━━━ RAW DATA ━━━
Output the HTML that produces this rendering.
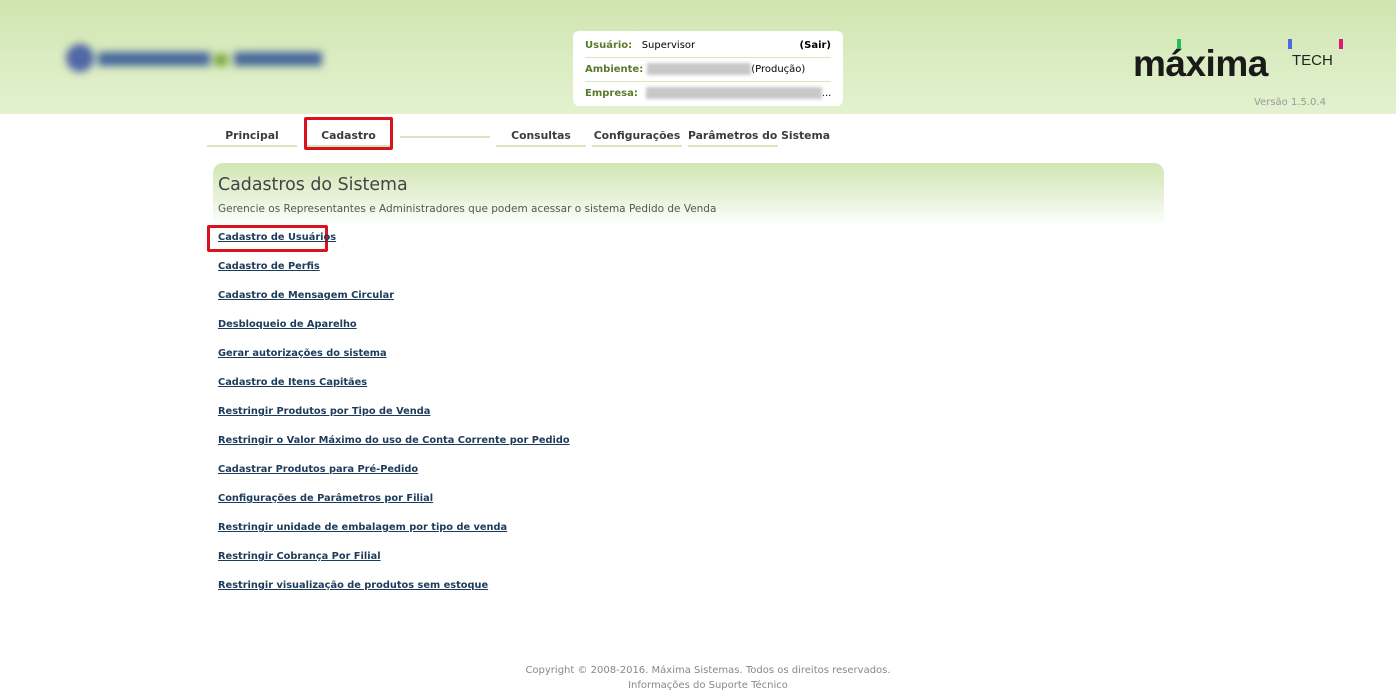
<!DOCTYPE html>
<html><head><meta charset="utf-8"><style>
body{margin:0;width:1396px;height:681px;overflow:hidden;background:#fff;font-family:"DejaVu Sans","Liberation Sans",sans-serif;position:relative}
.hdr{position:absolute;left:0;top:0;width:1396px;height:114px;background:linear-gradient(180deg,#cfe5b0 0%,#dcedc4 60%,#e3f1cf 100%)}
.logo{position:absolute;left:62px;top:40px;width:262px;height:36px;filter:blur(4px)}
.box{position:absolute;left:573px;top:31px;width:270px;height:75px;background:#fff;border-radius:6px;font-size:10px;white-space:nowrap}
.row{position:absolute;left:12px;right:12px;height:23px;border-bottom:1px solid #d9e6c6;line-height:23px}
.row b{color:#5a7a2a}
.blur{display:inline-block;height:12px;background:#c8c8c8;filter:blur(1.5px);vertical-align:middle}
.nav{position:absolute;top:129px;font-size:10.8px;font-weight:bold;color:#3c3c3c;text-align:center;border-bottom:2px solid #d7e6c0;height:16px;white-space:nowrap}
.panel{position:absolute;left:213px;top:163px;width:951px;height:62px;border-radius:10px 10px 0 0;background:linear-gradient(180deg,#d2e6b4,#e9f3dc 60%,#fff)}
a{position:absolute;left:218px;font-size:9.8px;font-weight:bold;color:#1d3b5a;text-decoration:underline;white-space:nowrap}
.red{position:absolute;border:3px solid #d9121b;border-radius:2px}
</style></head><body>
<div class="hdr"></div>
<div class="logo"><div style="position:absolute;left:4px;top:4px;width:28px;height:28px;border-radius:50%;background:#5066a6"></div><div style="position:absolute;left:36px;top:12px;width:112px;height:14px;background:#47679a"></div><div style="position:absolute;left:152px;top:14px;width:14px;height:12px;background:#7ba640"></div><div style="position:absolute;left:172px;top:12px;width:88px;height:14px;background:#47679a"></div></div>
<div class="box">
<div class="row" style="top:3px"><b>Usuário:</b> &nbsp;&nbsp;Supervisor<span style="position:absolute;right:0;font-weight:bold">(Sair)</span></div>
<div class="row" style="top:27px"><b>Ambiente:</b><span class="blur" style="width:104px;margin-left:4px"></span>(Produção)</div>
<div class="row" style="top:51px;border:0"><b>Empresa:</b><span class="blur" style="width:176px;margin-left:8px"></span>...</div>
</div>
<div style="position:absolute;left:1133px;top:47px;font:bold 37px 'Liberation Sans',sans-serif;color:#1a1a1a;letter-spacing:-0.5px;line-height:34px">máxima</div>
<div style="position:absolute;left:1292px;top:52px;font:15px 'Liberation Sans',sans-serif;color:#222">TECH</div>
<div style="position:absolute;left:1177px;top:39px;width:4px;height:10px;background:#1fc25a"></div>
<div style="position:absolute;left:1288px;top:39px;width:4px;height:10px;background:#4a6ae0"></div>
<div style="position:absolute;left:1339px;top:39px;width:4px;height:10px;background:#e01a78"></div>
<div style="position:absolute;left:1254px;top:97px;font-size:10px;color:#999">Versão 1.5.0.4</div>
<div class="nav" style="left:207px;width:90px">Principal</div>
<div class="nav" style="left:305px;width:87px">Cadastro</div>
<div class="nav" style="left:400px;width:90px;top:136px;height:0"></div>
<div class="nav" style="left:496px;width:90px">Consultas</div>
<div class="nav" style="left:592px;width:90px">Configurações</div>
<div class="nav" style="left:688px;width:90px;text-align:left">Parâmetros do Sistema</div>
<div class="red" style="left:304px;top:117px;width:83px;height:27px"></div>
<div class="panel"></div>
<div style="position:absolute;left:218px;top:175px;font-size:17.4px;color:#444">Cadastros do Sistema</div>
<div style="position:absolute;left:218px;top:203px;font-size:10.5px;color:#555;white-space:nowrap">Gerencie os Representantes e Administradores que podem acessar o sistema Pedido de Venda</div>
<div class="red" style="left:207px;top:225px;width:115px;height:21px"></div>
<a style="top:232px">Cadastro de Usuários</a>
<a style="top:261px">Cadastro de Perfis</a>
<a style="top:290px">Cadastro de Mensagem Circular</a>
<a style="top:319px">Desbloqueio de Aparelho</a>
<a style="top:348px">Gerar autorizações do sistema</a>
<a style="top:377px">Cadastro de Itens Capitães</a>
<a style="top:406px">Restringir Produtos por Tipo de Venda</a>
<a style="top:435px">Restringir o Valor Máximo do uso de Conta Corrente por Pedido</a>
<a style="top:464px">Cadastrar Produtos para Pré-Pedido</a>
<a style="top:493px">Configurações de Parâmetros por Filial</a>
<a style="top:522px">Restringir unidade de embalagem por tipo de venda</a>
<a style="top:551px">Restringir Cobrança Por Filial</a>
<a style="top:580px">Restringir visualização de produtos sem estoque</a>
<div style="position:absolute;left:0;width:1416px;top:663px;text-align:center;font-size:10px;line-height:15px;color:#888">Copyright © 2008-2016. Máxima Sistemas. Todos os direitos reservados.<br>Informações do Suporte Técnico</div>
</body></html>
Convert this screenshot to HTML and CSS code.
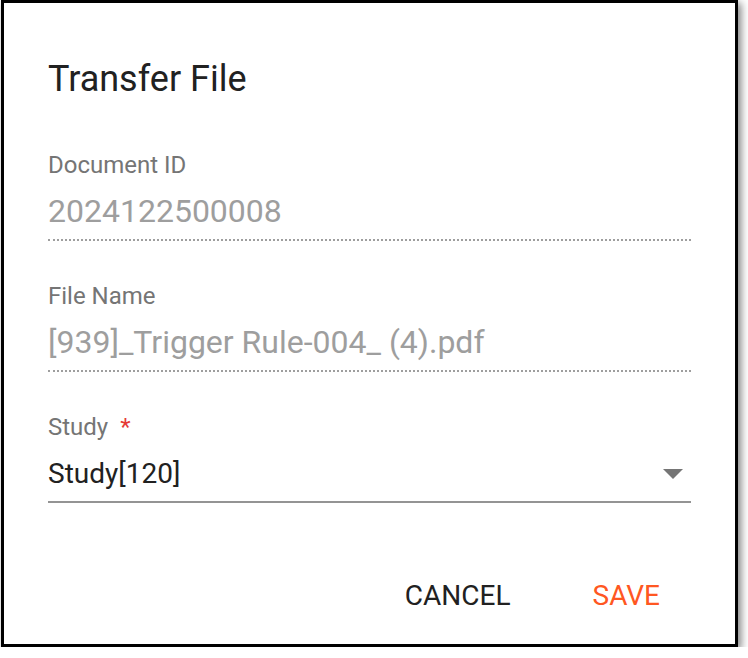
FILE: index.html
```html
<!DOCTYPE html>
<html lang="en">
<head>
<meta charset="utf-8">
<title>Transfer File</title>
<link rel="stylesheet" href="styles.css">
</head>
<body>
<div class="dialog">
  <h2 class="title">Transfer File</h2>
  <div class="field">
    <label class="label">Document ID</label>
    <div class="input disabled">2024122500008</div>
  </div>
  <div class="field">
    <label class="label">File Name</label>
    <div class="input disabled">[939]_Trigger Rule-004_ (4).pdf</div>
  </div>
  <div class="field">
    <label class="label">Study<span class="req">*</span></label>
    <div class="input select">
      <span class="select-value">Study[120]</span>
      <svg class="arrow" width="20" height="10" viewBox="0 0 20 10"><path d="M0 0 L20 0 L10 10 Z" fill="#757575"/></svg>
    </div>
  </div>
  <div class="actions">
    <button class="btn cancel">CANCEL</button>
    <button class="btn save">SAVE</button>
  </div>
</div>
</body>
</html>
```
FILE: styles.css
```css
html, body {
  margin: 0;
  padding: 0;
  background: #ffffff;
}
body {
  font-family: Roboto, "Liberation Sans", sans-serif;
  padding-left: 1px;
}
.dialog {
  box-sizing: border-box;
  width: 737px;
  height: 647px;
  border: 3px solid #000;
  background: #fff;
  box-shadow: 3px 3px 8px rgba(0, 0, 0, 0.5);
  padding: 54px 44px 0 44px;
  display: flex;
  flex-direction: column;
}
.title {
  margin: 0;
  font-size: 36px;
  line-height: 44px;
  font-weight: 400;
  color: #212121;
}
.field {
  display: flex;
  flex-direction: column;
  margin-top: 41px;
}
.field:first-of-type {
  margin-top: 50px;
}
.label {
  font-size: 24px;
  line-height: 28px;
  color: #757575;
}
.req {
  color: #e53935;
  margin-left: 12px;
}
.input {
  margin-top: 13px;
  font-size: 32px;
  line-height: 38px;
  padding-bottom: 9px;
  color: #212121;
  border-bottom: 2px solid #949494;
}
.input.disabled {
  color: #9e9e9e;
  border-bottom: 2px dotted #9e9e9e;
}
.select {
  display: flex;
  align-items: center;
  font-size: 28px;
  padding-top: 1px;
  padding-bottom: 8px;
}
.select-value {
  flex: 1;
}
.arrow {
  margin-right: 8px;
  margin-top: 0;
}
.actions {
  display: flex;
  justify-content: flex-end;
  gap: 50px;
  margin-top: 63px;
  padding-right: 15px;
}
.btn {
  background: none;
  border: none;
  font-family: Roboto, "Liberation Sans", sans-serif;
  font-size: 28px;
  line-height: 36px;
  font-weight: 400;
  padding: 12px 16px;
  cursor: pointer;
}
.cancel {
  color: #212121;
}
.save {
  color: #ff5722;
}
```
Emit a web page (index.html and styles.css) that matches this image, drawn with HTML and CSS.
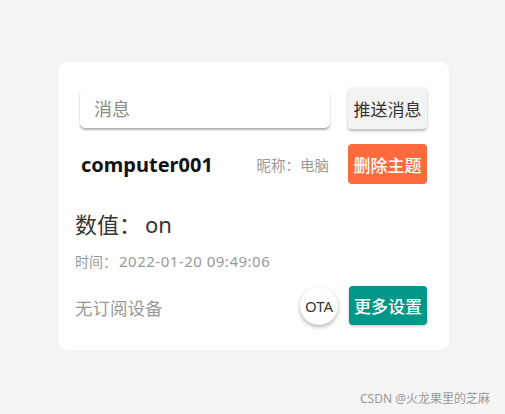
FILE: index.html
```html
<!DOCTYPE html>
<html lang="zh-CN">
<head>
    <meta charset="UTF-8">
    <meta name="viewport" content="width=device-width, initial-scale=1.0">
    <title>设备</title>
    <link rel="stylesheet" href="styles.css">
</head>
<body>
    <div class="page">
        <div class="card">
            <div class="send-row">
                <input class="msg-input" type="text" placeholder="消息">
                <button class="btn btn-light">推送消息</button>
            </div>
            <div class="topic-row">
                <span class="topic-name">computer001</span>
                <span class="nickname">昵称：电脑</span>
                <button class="btn btn-orange">删除主题</button>
            </div>
            <div class="value">数值：<span class="value-text">on</span></div>
            <div class="time">时间：<span class="time-text">2022-01-20 09:49:06</span></div>
            <div class="bottom-row">
                <span class="no-device">无订阅设备</span>
                <button class="ota">OTA</button>
                <button class="btn btn-teal">更多设置</button>
            </div>
        </div>
        <div class="footer">CSDN @火龙果里的芝麻</div>
    </div>
</body>
</html>
```

FILE: styles.css
```css
body {
    margin: 0;
    background-color: #f4f4f4;
    font-family: "Noto Sans", "Noto Sans CJK SC", sans-serif;
    color: #333;
}

.page {
    padding: 62px 15px 0 58px;
}

.card {
    width: 352px;
    background-color: #fff;
    border-radius: 9px;
    padding: 25px 22px 25px 17px;
}

.send-row {
    display: flex;
    align-items: center;
    margin-left: 5px;
}

.msg-input {
    width: 250px;
    height: 39px;
    box-sizing: border-box;
    border: none;
    border-radius: 5px;
    padding: 2px 14px 0;
    font-family: inherit;
    font-size: 18px;
    color: #333;
    background: #fff;
    box-shadow: 0 2px 2px rgba(0, 0, 0, 0.3), 0 0 1px rgba(0, 0, 0, 0.08);
    outline: none;
}

.msg-input::placeholder {
    color: #8a8a8a;
}

.btn {
    width: 79px;
    height: 40px;
    margin-left: auto;
    border: none;
    border-radius: 4px;
    padding: 0;
    font-family: inherit;
    font-size: 17px;
    white-space: nowrap;
}

.btn-light {
    height: 42px;
    background-color: #f3f3f3;
    color: #333;
    box-shadow: 0 2px 3px rgba(0, 0, 0, 0.28);
}

.btn-orange {
    background-color: #ff6b3d;
    color: #fff;
    font-weight: 500;
}

.btn-teal {
    width: 78px;
    height: 39px;
    margin-left: 11px;
    background-color: #009688;
    color: #fff;
    font-weight: 500;
    box-shadow: 0 1px 3px rgba(0, 0, 0, 0.25);
}

.topic-row {
    display: flex;
    align-items: center;
    margin: 15px 0 0 6px;
}

.topic-name {
    font-size: 20px;
    font-weight: 700;
    color: #111;
}

.nickname {
    margin-left: auto;
    margin-right: 19px;
    font-size: 14.5px;
    color: #999;
}

.topic-row .btn {
    margin-left: 0;
}

.value {
    margin-top: 25px;
    font-size: 22px;
    line-height: 30px;
    color: #333;
}

.value-text {
    margin-left: 4px;
}

.time {
    margin-top: 12px;
    font-size: 14px;
    line-height: 20px;
    color: #999;
}

.time-text {
    margin-left: 2px;
    font-size: 15px;
    letter-spacing: 0.5px;
}

.bottom-row {
    display: flex;
    align-items: center;
    margin-top: 14px;
}

.no-device {
    margin-top: 3px;
    font-size: 17.5px;
    color: #999;
}

.ota {
    width: 38px;
    height: 38px;
    margin-left: auto;
    border: none;
    border-radius: 50%;
    padding: 0;
    background-color: #fff;
    font-family: inherit;
    font-size: 15px;
    color: #333;
    box-shadow: 0 2px 4px rgba(0, 0, 0, 0.3);
}

.footer {
    margin-top: 41px;
    text-align: right;
    font-size: 12px;
    line-height: 16px;
    color: #999;
}
```
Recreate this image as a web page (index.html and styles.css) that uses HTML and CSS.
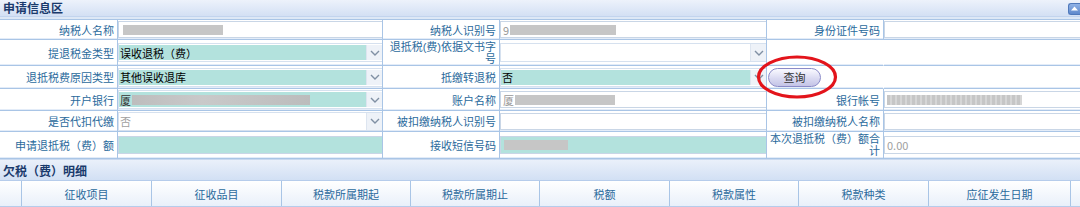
FILE: index.html
```html
<!DOCTYPE html>
<html lang="zh-CN">
<head>
<meta charset="utf-8">
<link rel="stylesheet" href="styles.css">
</head>
<body>
<div class="page">
  <div class="bar">
    <span class="bar-title">申请信息区</span>
    <span class="collapse"><svg width="11" height="11" viewBox="0 0 11 11"><path d="M2 7.5 L5.5 3.5 L9 7.5 Z" fill="#fff"/></svg></span>
  </div>
  <div class="band"></div>
  <div class="form">
    <!-- row 1 -->
    <div class="lbl">纳税人名称</div>
    <div class="val"><div class="inp"><span class="blur b1"></span></div></div>
    <div class="lbl">纳税人识别号</div>
    <div class="val"><div class="inp"><span class="ch grey">9</span><span class="blur b2"></span></div></div>
    <div class="lbl">身份证件号码</div>
    <div class="val"><div class="inp"></div></div>
    <!-- row 2 -->
    <div class="lbl">提退税金类型</div>
    <div class="val"><div class="sel teal"><span class="txt">误收退税（费）</span><span class="arr"><svg width="10" height="6" viewBox="0 0 10 6"><path d="M1 1 L5 5 L9 1" fill="none" stroke="#8090a4" stroke-width="1.4"/></svg></span></div></div>
    <div class="lbl wrap"><span class="ln">退抵税(费)依据文书字</span><span class="ln">号</span></div>
    <div class="val"><div class="sel"><span class="txt"></span><span class="arr"><svg width="10" height="6" viewBox="0 0 10 6"><path d="M1 1 L5 5 L9 1" fill="none" stroke="#8090a4" stroke-width="1.4"/></svg></span></div></div>
    <div class="lbl plain"></div>
    <div class="val"></div>
    <!-- row 3 -->
    <div class="lbl">退抵税费原因类型</div>
    <div class="val"><div class="sel teal"><span class="txt">其他误收退库</span><span class="arr"><svg width="10" height="6" viewBox="0 0 10 6"><path d="M1 1 L5 5 L9 1" fill="none" stroke="#8090a4" stroke-width="1.4"/></svg></span></div></div>
    <div class="lbl">抵缴转退税</div>
    <div class="val"><div class="sel teal"><span class="txt">否</span><span class="arr"><svg width="10" height="6" viewBox="0 0 10 6"><path d="M1 1 L5 5 L9 1" fill="none" stroke="#8090a4" stroke-width="1.4"/></svg></span></div></div>
    <div class="btncell plain"><span class="btn">查询</span></div>
    <div class="val"></div>
    <!-- row 4 -->
    <div class="lbl">开户银行</div>
    <div class="val"><div class="sel teal"><span class="txt"><span class="ch">厦</span><span class="blur b3"></span></span><span class="arr"><svg width="10" height="6" viewBox="0 0 10 6"><path d="M1 1 L5 5 L9 1" fill="none" stroke="#8090a4" stroke-width="1.4"/></svg></span></div></div>
    <div class="lbl">账户名称</div>
    <div class="val"><div class="inp"><span class="ch grey">厦</span><span class="blur b4"></span></div></div>
    <div class="lbl">银行帐号</div>
    <div class="val"><div class="inp"><span class="blur b5"></span></div></div>
    <!-- row 5 -->
    <div class="lbl">是否代扣代缴</div>
    <div class="val"><div class="sel"><span class="txt grey">否</span><span class="arr"><svg width="10" height="6" viewBox="0 0 10 6"><path d="M1 1 L5 5 L9 1" fill="none" stroke="#8090a4" stroke-width="1.4"/></svg></span></div></div>
    <div class="lbl">被扣缴纳税人识别号</div>
    <div class="val"><div class="inp"></div></div>
    <div class="lbl">被扣缴纳税人名称</div>
    <div class="val"><div class="inp"></div></div>
    <!-- row 6 -->
    <div class="lbl">申请退抵税（费）额</div>
    <div class="val"><div class="inp teal tall"></div></div>
    <div class="lbl">接收短信号码</div>
    <div class="val"><div class="inp teal tall"><span class="blur b6"></span></div></div>
    <div class="lbl wrap"><span class="ln">本次退抵税（费）额合</span><span class="ln">计</span></div>
    <div class="val"><div class="inp tall"><span class="grey">0.00</span></div></div>
  </div>
  <div class="bar bar2">
    <span class="bar-title">欠税（费）明细</span>
  </div>
  <div class="thead">
    <div class="th"></div>
    <div class="th">征收项目</div>
    <div class="th">征收品目</div>
    <div class="th">税款所属期起</div>
    <div class="th">税款所属期止</div>
    <div class="th">税额</div>
    <div class="th">税款属性</div>
    <div class="th">税款种类</div>
    <div class="th">应征发生日期</div>
    <div class="th"></div>
  </div>
  <svg class="mark" width="86" height="48" viewBox="0 0 86 48"><ellipse cx="42" cy="23" rx="38.5" ry="20" fill="none" stroke="#e3141b" stroke-width="3.2"/></svg>
</div>
</body>
</html>
```
FILE: styles.css
```css
* { box-sizing: border-box; }
html, body { margin: 0; padding: 0; background: #fff; }
body {
  font-family: "Noto Sans CJK SC", "Noto Sans", sans-serif;
  font-size: 11px;
  width: 1080px;
  height: 207px;
  overflow: hidden;
}
.page { position: relative; width: 1080px; }

.bar {
  height: 17px;
  display: flex;
  align-items: center;
  justify-content: space-between;
  padding: 0 0 0 3px;
  background: linear-gradient(#edf2fb, #d3e0f4);
  border-bottom: 1px solid #c2d4ee;
}
.bar-title {
  font-size: 12px;
  font-weight: bold;
  color: #1a3a6c;
  line-height: 14px;
}
.collapse {
  width: 12px;
  height: 12px;
  margin-top: 1px;
  border-radius: 3px 0 0 3px;
  background: linear-gradient(#8fb2e6, #5f89cc);
  border: 1px solid #4f79bb;
  border-right: none;
  display: flex;
  align-items: center;
  justify-content: center;
}
.band { height: 2px; background: #dde8f6; }

.form {
  display: grid;
  grid-template-columns: 118px 265px 117px 267px 117px 196px;
  grid-template-rows: 20px 26px 23px 22px 21px 27px;
  border-top: 1px solid #a9c5e6;
}
.form > div {
  border-right: 1px solid #a9c5e6;
  border-bottom: 1px solid #a9c5e6;
  box-shadow: inset 0 -1px 0 #e3ecf8;
}
.form > div:nth-child(6n) { border-right: none; }

.lbl {
  display: flex;
  align-items: center;
  justify-content: flex-end;
  text-align: right;
  padding-right: 3px;
  color: #2a6a9c;
  white-space: nowrap;
  line-height: 12px;
}
.lbl.wrap {
  flex-direction: column;
  align-items: flex-end;
  justify-content: center;
  font-family: "Liberation Sans", "Noto Sans CJK SC", sans-serif;
}
.lbl.wrap .ln { display: block; height: 12px; line-height: 12px; }
.lbl.plain, .btncell.plain { border-right-color: transparent !important; }

.val {
  display: flex;
  align-items: center;
  padding: 0;
}
.inp {
  width: 100%;
  height: 17px;
  border: 1px solid #c9d6e6;
  border-right: none;
  background: #fff;
  display: flex;
  align-items: center;
  padding-left: 2px;
  color: #000;
  overflow: hidden;
  white-space: nowrap;
}
.inp.tall { height: 18px; }
.teal { background: #b3e2dd !important; }

.sel {
  width: 100%;
  height: 19px;
  display: flex;
  align-items: stretch;
  background: #fff;
  border: 1px solid #d6e1ef;
  border-right: none;
}
.sel .txt {
  flex: 1;
  display: flex;
  align-items: center;
  padding-left: 1px;
  color: #000;
  white-space: nowrap;
  overflow: hidden;
}
.sel .txt.grey { color: #a0a0a0; }
.sel.teal .txt { background: #b3e2dd; }
.sel.teal { background: #fff !important; padding: 1px 0 1px 0; }
.sel .arr {
  width: 16px;
  flex: none;
  display: flex;
  align-items: center;
  justify-content: center;
  background: #eef2f8;
  border-left: 1px solid #dde5f0;
}
.grey { color: #a0a0a0; }
.ch { color: #333; }
.ch.grey { color: #999; }

.blur { display: inline-block; background: #c6c6c6; height: 10px; }
.b1 { width: 100px; margin-left: 2px; }
.b2 { width: 106px; margin-left: 1px; }
.b3 { width: 178px; margin-left: 1px; background: linear-gradient(90deg, #bdbdbd, #c9c9c9 40%, #bcbcbc); }
.b4 { width: 100px; margin-left: 1px; }
.b5 { width: 135px; background: repeating-linear-gradient(90deg, #c6c6c6 0 3px, #d6d6d6 3px 5px); }
.b6 { width: 64px; margin-left: 1px; }

.btncell {
  display: flex;
  align-items: center;
  padding-left: 1px;
}
.btn {
  width: 53px;
  height: 19px;
  border-radius: 10px;
  border: 1px solid #8a8ac8;
  background: linear-gradient(#fafaff, #dadaf2 55%, #c4c4e6);
  color: #333;
  font-size: 11px;
  display: flex;
  align-items: center;
  justify-content: center;
}

.bar2 {
  height: 22px;
  border-top: 1px solid #c9d9ef;
  background: linear-gradient(#eaf0fa, #d2e0f4);
  border-bottom: 1px solid #b6cceb;
}
.bar2 .bar-title { margin-top: 1px; }

.thead {
  display: grid;
  grid-template-columns: 22px 130px 130px 129px 129px 130px 129px 130px 142px 9px;
  height: 26px;
  background: linear-gradient(#ffffff, #e9f0fa);
  border-bottom: 1px solid #b6cceb;
}
.th {
  border-right: 1px solid #a9c5e6;
  display: flex;
  align-items: center;
  justify-content: center;
  color: #2a6a9c;
  font-size: 11px;
}
.th:last-child { border-right: none; }

.mark {
  position: absolute;
  left: 755px;
  top: 54px;
}
```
━━━
» **GIVEN REQUEST**
Copy in full each line that holds the word "this".

» **ANSWER FOR THE TASK**
Output the HTML that produces this rendering.
Convert this screenshot to HTML and CSS code.
Emit a web page (index.html and styles.css) that matches this image, drawn with HTML and CSS.
Recreate this image as a web page (index.html and styles.css) that uses HTML and CSS.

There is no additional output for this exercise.